* AIM OF THE TASK *
Repeat the material exactly from its first line to the line that includes "const groupOne = ['Language". Skip pictures.

(Code that builds pages)
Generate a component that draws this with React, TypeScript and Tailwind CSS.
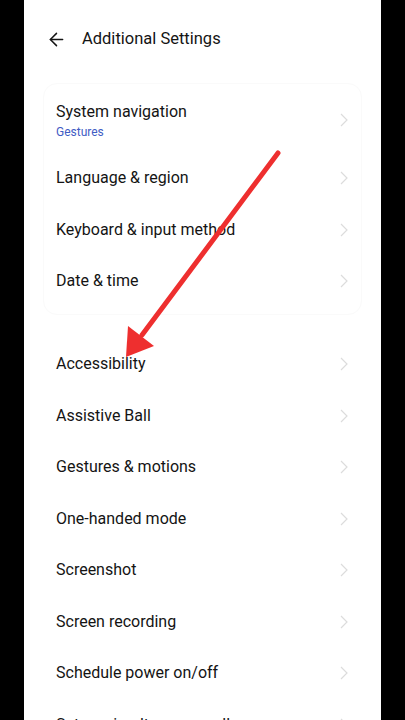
import React from 'react';
import { ArrowLeft } from 'lucide-react';

const groupOne = ['Language & region', 'Keyboard & input method', 'Date & time'];

const groupTwo = [
  'Accessibility',
  'Assistive Ball',
  'Gestures & motions',
  'One-handed mode',
  'Screenshot',
  'Screen recording',
  'Schedule power on/off',
  'Set up simultaneous calls',
];

function Chevron() {
  return (
    <svg width="8" height="14" viewBox="0 0 8 14" className="shrink-0">
      <polyline points="1,1 7,7 1,13" fill="none" stroke="#dcdcdc" strokeWidth="1.2" />
    </svg>
  );
}

function Row({ label, inset }: { label: string; inset?: boolean }) {
  return (
    <div
      className={
        inset
          ? 'h-[51.5px] flex items-center justify-between pl-[12px] pr-[13px]'
          : 'h-[51.5px] flex items-center justify-between pl-[32px] pr-[33px]'
      }
    >
      <span className="text-[16px] text-[#141414]">{label}</span>
      <Chevron />
    </div>
  );
}

export default function App() {
  return (
    <div
      className="relative w-[405px] h-[720px] bg-black flex justify-center overflow-hidden"
      style={{ fontFamily: 'Roboto, "Noto Sans", sans-serif' }}
    >
      <div className="w-[357px] h-full bg-white flex flex-col">
        {/* header */}
        <div className="h-[78px] shrink-0 flex items-center pl-[22px] gap-[15px]">
          <ArrowLeft size={21} strokeWidth={1.7} className="text-[#141414]" />
          <h1 className="text-[16.5px] text-[#141414]">Additional Settings</h1>
        </div>

        {/* first group */}
        <div className="mt-[5px] mx-[19px] pb-[7px] rounded-[14px] border border-[#fafafa] shrink-0">
          <div className="h-[68.25px] pt-[4px] flex items-center justify-between pl-[12px] pr-[13px]">
            <div className="flex flex-col gap-[3px]">
              <span className="text-[16px] leading-[20px] text-[#141414]">System navigation</span>
              <span className="text-[12px] leading-[14px] text-[#3f5cc4]">Gestures</span>
            </div>
            <Chevron />
          </div>
          {groupOne.map((label) => (
            <Row key={label} label={label} inset />
          ))}
        </div>

        {/* second group */}
        <div className="mt-[23.5px] shrink-0">
          {groupTwo.map((label) => (
            <Row key={label} label={label} />
          ))}
        </div>
      </div>

      {/* red annotation arrow */}
      <svg className="absolute inset-0 pointer-events-none" width="405" height="720" viewBox="0 0 405 720">
        <line x1="278" y1="153" x2="142" y2="335" stroke="#ee2f2f" strokeWidth="5" strokeLinecap="round" />
        <polygon points="126,357 128,326 154,346" fill="#ee2f2f" />
      </svg>
    </div>
  );
}
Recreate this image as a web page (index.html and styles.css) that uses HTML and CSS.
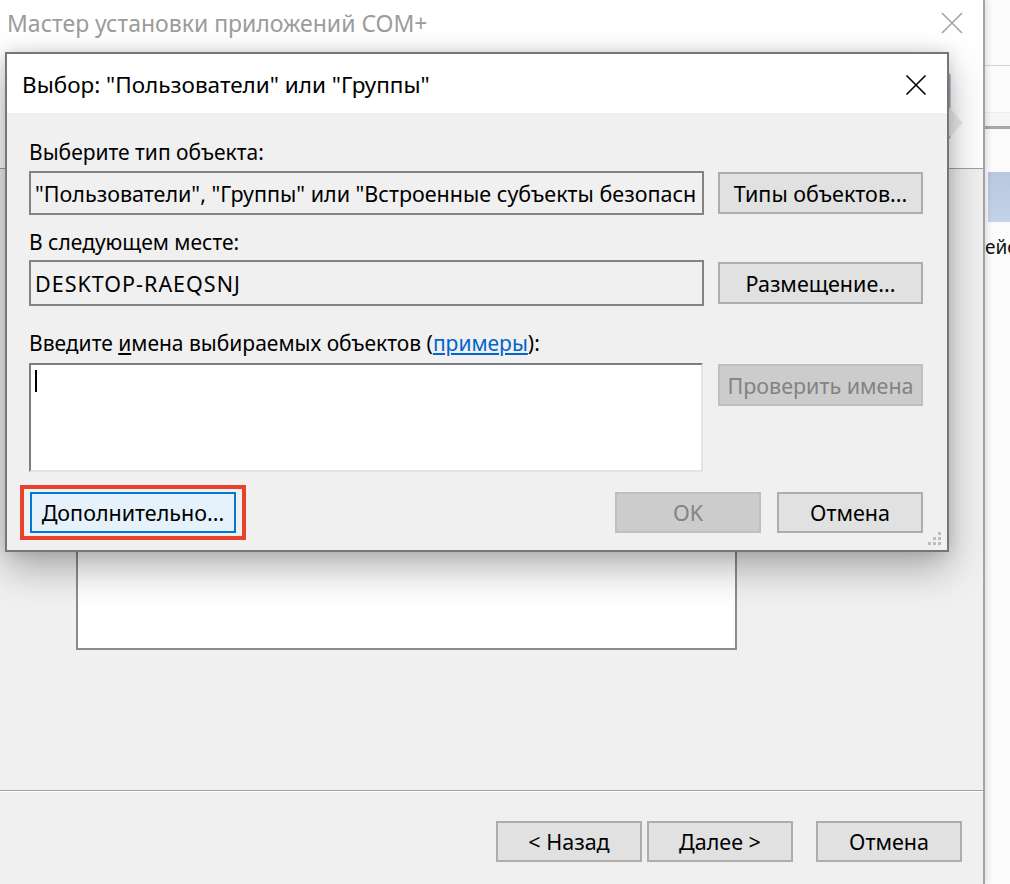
FILE: index.html
```html
<!DOCTYPE html>
<html lang="ru">
<head>
<meta charset="utf-8">
<title>Выбор: Пользователи или Группы</title>
<link rel="stylesheet" href="styles.css">
</head>
<body>
<div class="desk">
  <div class="wizard">
    <div class="wz-title">
      <span class="wz-title-text">Мастер установки приложений COM+</span>
      <svg class="wz-close" width="22" height="22" viewBox="0 0 22 22"><path d="M1 1L21 21M21 1L1 21" stroke="#a3a3a3" stroke-width="1.6" fill="none"/></svg>
    </div>
    <div class="wz-header">
      <svg class="wz-icon" width="70" height="90" viewBox="0 0 70 90">
        <path d="M12 20 L40 6 L48 4 L52 8 L52 70 L40 82 L12 82 Z" fill="#e6e8ef" stroke="#9aa3bb" stroke-width="3"/>
        <path d="M44 4 L50 2 L54 10 L48 12 Z" fill="#a9b3cf"/>
        <path d="M52 40 L66 56 L52 70 Z" fill="#ececec"/>
      </svg>
    </div>
    <div class="wz-body">
      <div class="wz-list"></div>
    </div>
    <div class="wz-footer">
      <button class="btn wz-btn">&lt; Назад</button>
      <button class="btn wz-btn">Далее &gt;</button>
      <button class="btn wz-btn wz-cancel">Отмена</button>
    </div>
  </div>

  <div class="side">
    <div class="side-a"></div>
    <div class="side-b"></div>
    <div class="side-c"></div>
    <div class="side-d"></div>
    <div class="side-bar"></div>
    <div class="side-text">ейс</div>
  </div>

  <div class="dialog">
    <div class="dlg-title">
      <span class="dlg-title-text">Выбор: "Пользователи" или "Группы"</span>
      <svg class="dlg-close" width="22" height="22" viewBox="0 0 22 22"><path d="M1.5 1.5L20.5 20.5M20.5 1.5L1.5 20.5" stroke="#000" stroke-width="1.6" fill="none"/></svg>
    </div>
    <div class="dlg-body">
      <div class="lbl">Выберите тип объекта:</div>
      <div class="row">
        <div class="field"><span class="field-text">"Пользователи", "Группы" или "Встроенные субъекты безопасности"</span></div>
        <button class="btn side-btn">Типы объектов...</button>
      </div>
      <div class="lbl lbl-2">В следующем месте:</div>
      <div class="row row-2">
        <div class="field field-2"><span class="field-text field-caps">DESKTOP-RAEQSNJ</span></div>
        <button class="btn side-btn">Размещение...</button>
      </div>
      <div class="lbl lbl-3">Введите <u>и</u>мена выбираемых объектов (<a class="link" href="#">примеры</a>):</div>
      <div class="row row-3">
        <div class="entry"><div class="caret"></div></div>
        <button class="btn side-btn btn-disabled">Проверить имена</button>
      </div>
      <div class="bottom">
        <span class="mark"><button class="btn btn-focus">Дополнительно...</button></span>
        <span class="spacer"></span>
        <button class="btn btn-disabled btn-ok">OK</button>
        <button class="btn btn-cancel">Отмена</button>
      </div>
    </div>
    <svg class="grip" width="16" height="16" viewBox="0 0 16 16">
      <rect x="11" y="1" width="3" height="3" fill="#bdbdbd"/>
      <rect x="6" y="6" width="3" height="3" fill="#bdbdbd"/>
      <rect x="11" y="6" width="3" height="3" fill="#bdbdbd"/>
      <rect x="1" y="11" width="3" height="3" fill="#bdbdbd"/>
      <rect x="6" y="11" width="3" height="3" fill="#bdbdbd"/>
      <rect x="11" y="11" width="3" height="3" fill="#bdbdbd"/>
    </svg>
  </div>
</div>
</body>
</html>
```

FILE: styles.css
```css
* { box-sizing: border-box; }
html, body { margin: 0; padding: 0; }
body {
  font-family: "Noto Sans", "Open Sans", sans-serif;
  background: #ffffff;
}
.desk {
  position: relative;
  display: flex;
  width: 1010px;
  height: 884px;
  overflow: hidden;
}

/* ---------- generic button ---------- */
.btn {
  font-family: "Noto Sans", "Open Sans", sans-serif;
  font-size: 21.5px;
  color: #000;
  background: #e1e1e1;
  border: 2px solid #adadad;
  padding: 0;
  margin: 0;
  white-space: nowrap;
}

/* ---------- wizard (background window) ---------- */
.wizard {
  width: 985px;
  height: 884px;
  flex: none;
  display: flex;
  flex-direction: column;
  border-right: 2px solid #a4a4a4;
  background: #f0f0f0;
  box-shadow: 2px 0 6px rgba(0,0,0,0.12);
  z-index: 1;
}
.wz-title {
  height: 45px;
  background: #ffffff;
  display: flex;
  align-items: center;
  justify-content: space-between;
  padding: 0 20px 0 7px;
}
.wz-title-text {
  font-size: 23px;
  color: #9c9c9c;
}
.wz-close { display: block; }
.wz-header {
  height: 124px;
  background: #ffffff;
  border-bottom: 1px solid #a0a0a0;
  display: flex;
  justify-content: flex-end;
  align-items: flex-start;
  padding: 22px 16px 0 0;
}
.wz-icon { display: block; }
.wz-body {
  flex: 1;
  padding: 230px 0 0 76px;
}
.wz-list {
  width: 661px;
  height: 251px;
  background: #ffffff;
  border: 2px solid #8b8b93;
}
.wz-footer {
  height: 94px;
  flex: none;
  border-top: 1px solid #a0a0a0;
  box-shadow: inset 0 1px 0 #ffffff;
  display: flex;
  justify-content: flex-end;
  align-items: flex-start;
  padding: 30px 21px 0 0;
  gap: 5px;
}
.wz-footer .wz-btn {
  width: 146px;
  height: 41px;
}
.wz-footer .wz-cancel { margin-left: 18px; }

/* ---------- window on the right ---------- */
.side {
  flex: 1;
  background: #fbfbfb;
  overflow: hidden;
}
.side-a { height: 66px; border-bottom: 1px solid #d4d4d4; }
.side-b { height: 47px; border-bottom: 1px solid #ececec; }
.side-c { height: 16px; border-bottom: 3px solid #a7a7a7; background: #f6f6f6; }
.side-d { height: 43px; }
.side-bar {
  height: 50px;
  margin-left: 3px;
  background: linear-gradient(#b7c7df, #c5d3e8);
}
.side-text {
  margin: 12px 0 0 0;
  font-size: 19px;
  color: #111;
  white-space: nowrap;
}

/* ---------- dialog ---------- */
.dialog {
  position: absolute;
  left: 5px;
  top: 52px;
  width: 944px;
  height: 500px;
  background: #f0f0f0;
  border: 2px solid #767676;
  box-shadow: 0 16px 36px rgba(0,0,0,0.3), 0 0 14px rgba(0,0,0,0.12);
  z-index: 5;
}
.dlg-title {
  height: 59px;
  background: #ffffff;
  display: flex;
  align-items: center;
  justify-content: space-between;
  padding: 2px 20px 0 15px;
}
.dlg-title-text {
  font-size: 22.5px;
  color: #000;
}
.dlg-close { display: block; }
.dlg-body {
  padding: 27px 24px 0 22px;
}
.lbl {
  height: 24px;
  line-height: 24px;
  font-size: 21px;
  color: #000;
  white-space: nowrap;
}
.lbl-2 { margin-top: 15px; }
.lbl-3 { margin-top: 25px; }
.link { color: #0066cc; text-decoration: underline; }
.row {
  display: grid;
  grid-template-columns: 675px 205px;
  column-gap: 14px;
  align-items: center;
  margin-top: 7px;
}
.row-2 { margin-top: 6px; }
.row-3 { margin-top: 8px; align-items: start; }
.field {
  height: 44px;
  border: 2px solid #838383;
  background: #f0f0f0;
  padding: 0 5px 0 4px;
  display: flex;
  align-items: center;
  overflow: hidden;
}
.field-2 { height: 46px; }
.field-text {
  display: block;
  flex: 1;
  min-width: 0;
  overflow: hidden;
  font-size: 21.5px;
  color: #000;
  white-space: nowrap;
}
.field-caps { letter-spacing: 1px; }
.entry {
  height: 109px;
  width: 674px;
  background: #ffffff;
  border-top: 2px solid #7c7c7c;
  border-left: 2px solid #7c7c7c;
  border-right: 2px solid #e3e3e3;
  border-bottom: 2px solid #e3e3e3;
  padding: 5px 0 0 4px;
}
.caret {
  width: 2px;
  height: 22px;
  background: #000;
}

.side-btn { height: 42px; }
.row-3 .side-btn { margin-top: 1px; }
.btn-disabled {
  background: #cccccc;
  border-color: #bfbfbf;
  color: #838383;
}
.bottom {
  display: flex;
  align-items: center;
  margin-top: 13px;
  gap: 16px;
}
.mark {
  display: block;
  margin-left: -9px;
  border: 4px solid #e8412c;
  padding: 3px 6px;
}
.btn-focus {
  display: block;
  width: 206px;
  height: 41px;
  background: #e5f1fb;
  border-color: #0078d7;
}
.spacer { flex: 1; }
.btn-ok, .btn-cancel {
  width: 146px;
  height: 41px;
}
.grip {
  position: absolute;
  right: 4px;
  bottom: 3px;
}
```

* RESULT FOR THIS TASK *
Generate a component that draws this with React, TypeScript and Tailwind CSS.
import React from 'react';
import { ArrowLeft } from 'lucide-react';

const groupOne = ['Language & region', 'Keyboard & input method', 'Date & time'];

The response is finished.